> Task requirements
Separate out the lines that hold "screenshot".

======== Working data

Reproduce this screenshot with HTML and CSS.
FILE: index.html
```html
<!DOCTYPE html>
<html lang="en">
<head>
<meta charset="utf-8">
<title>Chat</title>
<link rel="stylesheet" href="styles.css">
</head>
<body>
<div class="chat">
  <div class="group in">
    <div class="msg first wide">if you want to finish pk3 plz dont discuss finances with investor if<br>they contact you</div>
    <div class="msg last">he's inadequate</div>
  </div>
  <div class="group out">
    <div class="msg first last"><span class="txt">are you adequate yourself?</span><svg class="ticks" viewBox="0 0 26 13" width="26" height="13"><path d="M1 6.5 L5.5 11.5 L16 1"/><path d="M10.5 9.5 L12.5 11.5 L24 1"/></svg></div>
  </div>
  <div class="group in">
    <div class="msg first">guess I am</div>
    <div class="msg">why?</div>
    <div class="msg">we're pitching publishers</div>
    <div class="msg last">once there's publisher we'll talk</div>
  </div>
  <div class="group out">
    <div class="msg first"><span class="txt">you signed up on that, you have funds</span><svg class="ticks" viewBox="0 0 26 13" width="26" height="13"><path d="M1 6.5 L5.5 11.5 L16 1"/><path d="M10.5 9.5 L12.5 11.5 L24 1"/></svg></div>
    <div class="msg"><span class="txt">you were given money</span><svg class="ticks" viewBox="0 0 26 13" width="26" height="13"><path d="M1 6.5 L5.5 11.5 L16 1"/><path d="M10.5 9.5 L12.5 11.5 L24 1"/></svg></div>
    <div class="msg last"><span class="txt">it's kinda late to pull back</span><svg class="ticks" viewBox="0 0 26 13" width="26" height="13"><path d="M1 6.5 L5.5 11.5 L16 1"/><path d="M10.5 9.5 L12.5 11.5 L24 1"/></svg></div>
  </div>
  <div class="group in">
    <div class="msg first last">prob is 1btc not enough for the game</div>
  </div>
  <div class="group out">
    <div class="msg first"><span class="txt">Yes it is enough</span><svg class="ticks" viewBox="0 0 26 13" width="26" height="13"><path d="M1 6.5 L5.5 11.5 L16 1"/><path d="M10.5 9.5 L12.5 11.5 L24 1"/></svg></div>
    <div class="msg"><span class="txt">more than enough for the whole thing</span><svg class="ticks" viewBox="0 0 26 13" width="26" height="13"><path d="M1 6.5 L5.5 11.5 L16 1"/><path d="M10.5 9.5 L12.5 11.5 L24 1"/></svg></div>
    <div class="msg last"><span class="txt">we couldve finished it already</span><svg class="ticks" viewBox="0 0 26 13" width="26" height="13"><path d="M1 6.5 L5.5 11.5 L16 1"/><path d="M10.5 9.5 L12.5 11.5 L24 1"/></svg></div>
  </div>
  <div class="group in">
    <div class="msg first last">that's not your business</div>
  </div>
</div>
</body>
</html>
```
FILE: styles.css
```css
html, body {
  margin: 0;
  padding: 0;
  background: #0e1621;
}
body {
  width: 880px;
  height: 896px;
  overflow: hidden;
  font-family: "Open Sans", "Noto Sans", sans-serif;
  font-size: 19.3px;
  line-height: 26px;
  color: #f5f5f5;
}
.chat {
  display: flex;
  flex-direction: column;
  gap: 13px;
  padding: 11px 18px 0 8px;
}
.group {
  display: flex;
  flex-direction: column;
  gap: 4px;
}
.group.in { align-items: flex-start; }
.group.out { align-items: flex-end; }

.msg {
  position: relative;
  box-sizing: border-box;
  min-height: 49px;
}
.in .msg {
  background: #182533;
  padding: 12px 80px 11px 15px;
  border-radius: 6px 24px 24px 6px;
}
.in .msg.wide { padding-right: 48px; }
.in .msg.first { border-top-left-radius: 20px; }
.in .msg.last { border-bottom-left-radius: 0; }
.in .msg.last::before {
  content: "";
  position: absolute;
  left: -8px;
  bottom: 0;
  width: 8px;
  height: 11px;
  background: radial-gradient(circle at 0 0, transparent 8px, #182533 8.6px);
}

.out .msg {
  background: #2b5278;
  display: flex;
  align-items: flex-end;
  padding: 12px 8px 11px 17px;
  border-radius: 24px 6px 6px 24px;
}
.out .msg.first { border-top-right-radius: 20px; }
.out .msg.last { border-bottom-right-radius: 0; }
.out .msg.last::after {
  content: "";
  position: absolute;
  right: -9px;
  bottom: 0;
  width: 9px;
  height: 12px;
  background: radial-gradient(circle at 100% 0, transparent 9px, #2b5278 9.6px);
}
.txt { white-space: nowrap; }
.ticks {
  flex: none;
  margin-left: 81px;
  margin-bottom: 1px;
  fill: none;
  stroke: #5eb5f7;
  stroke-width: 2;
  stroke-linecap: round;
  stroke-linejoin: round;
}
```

================
======== Working data

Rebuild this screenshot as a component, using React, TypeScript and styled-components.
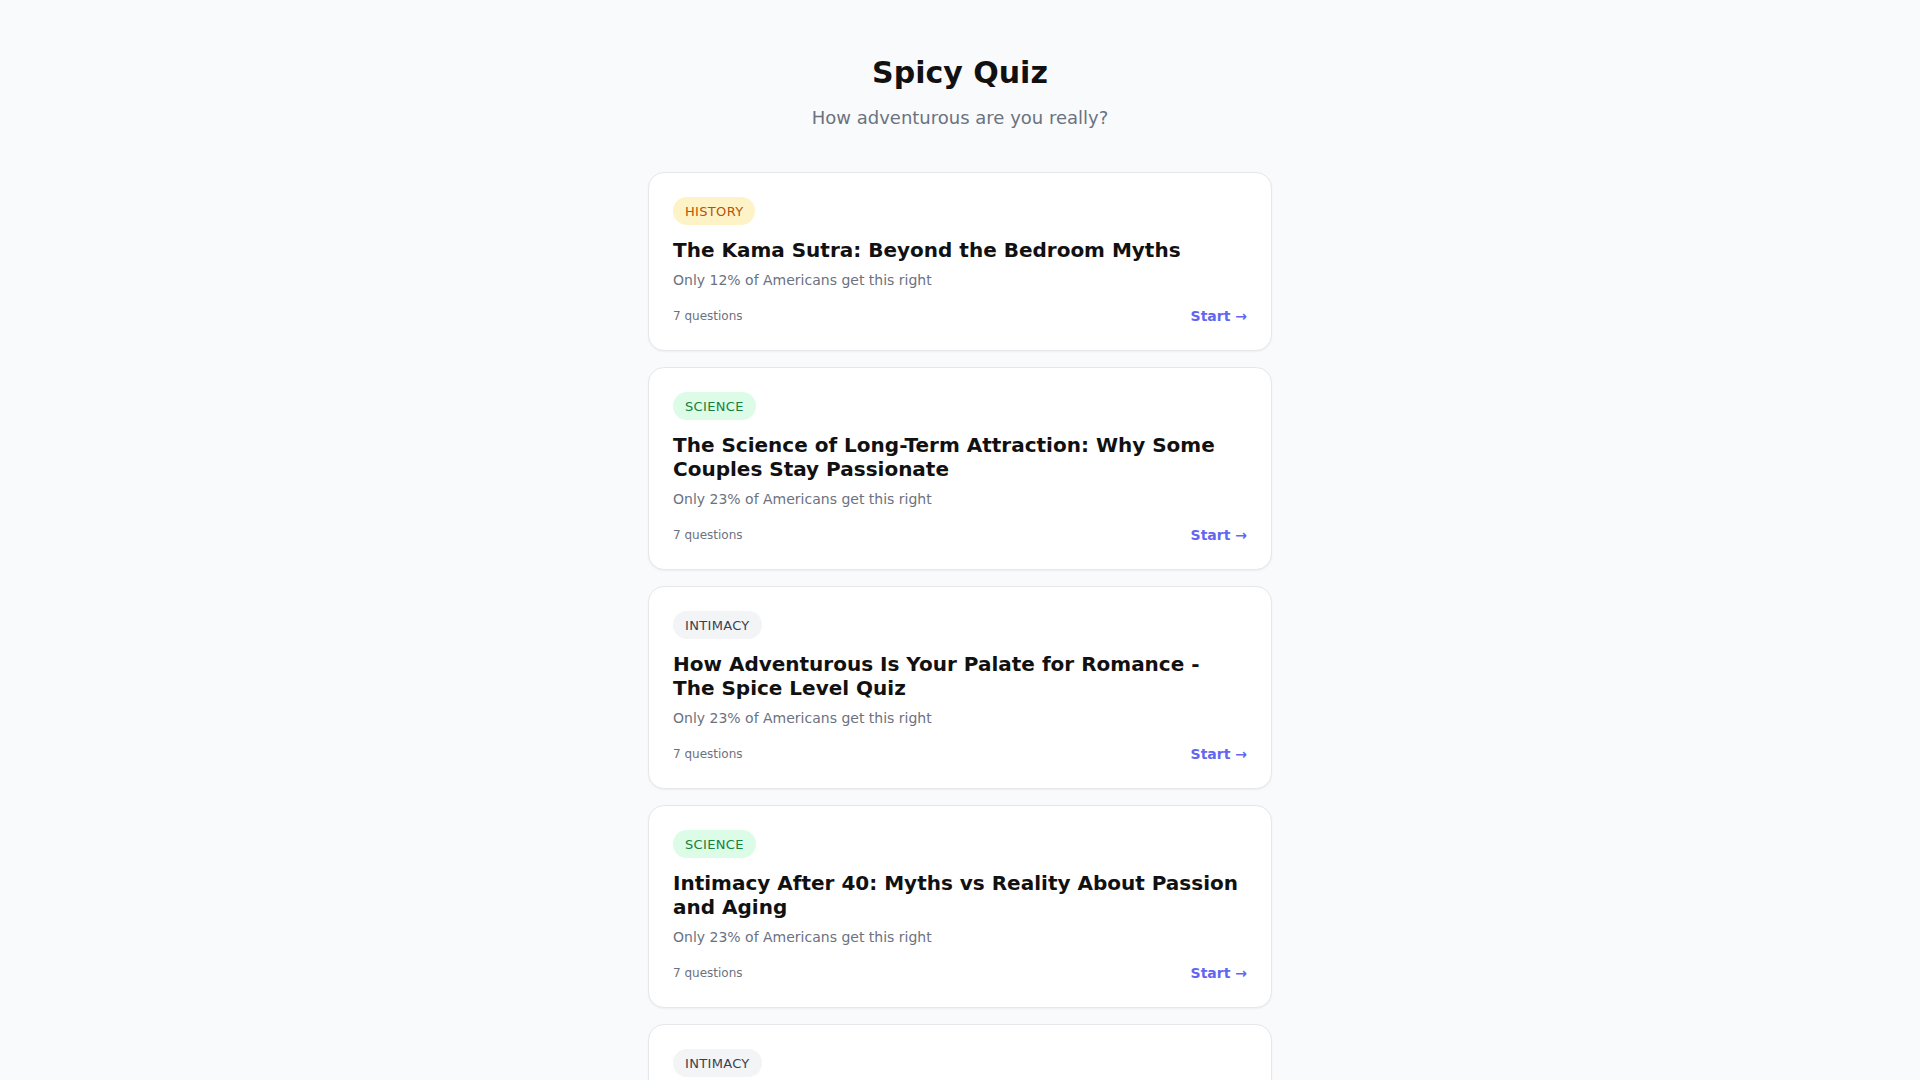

================

> Exercise output
Reproduce this screenshot with HTML and CSS.
Rebuild this screenshot as a component, using React, TypeScript and styled-components.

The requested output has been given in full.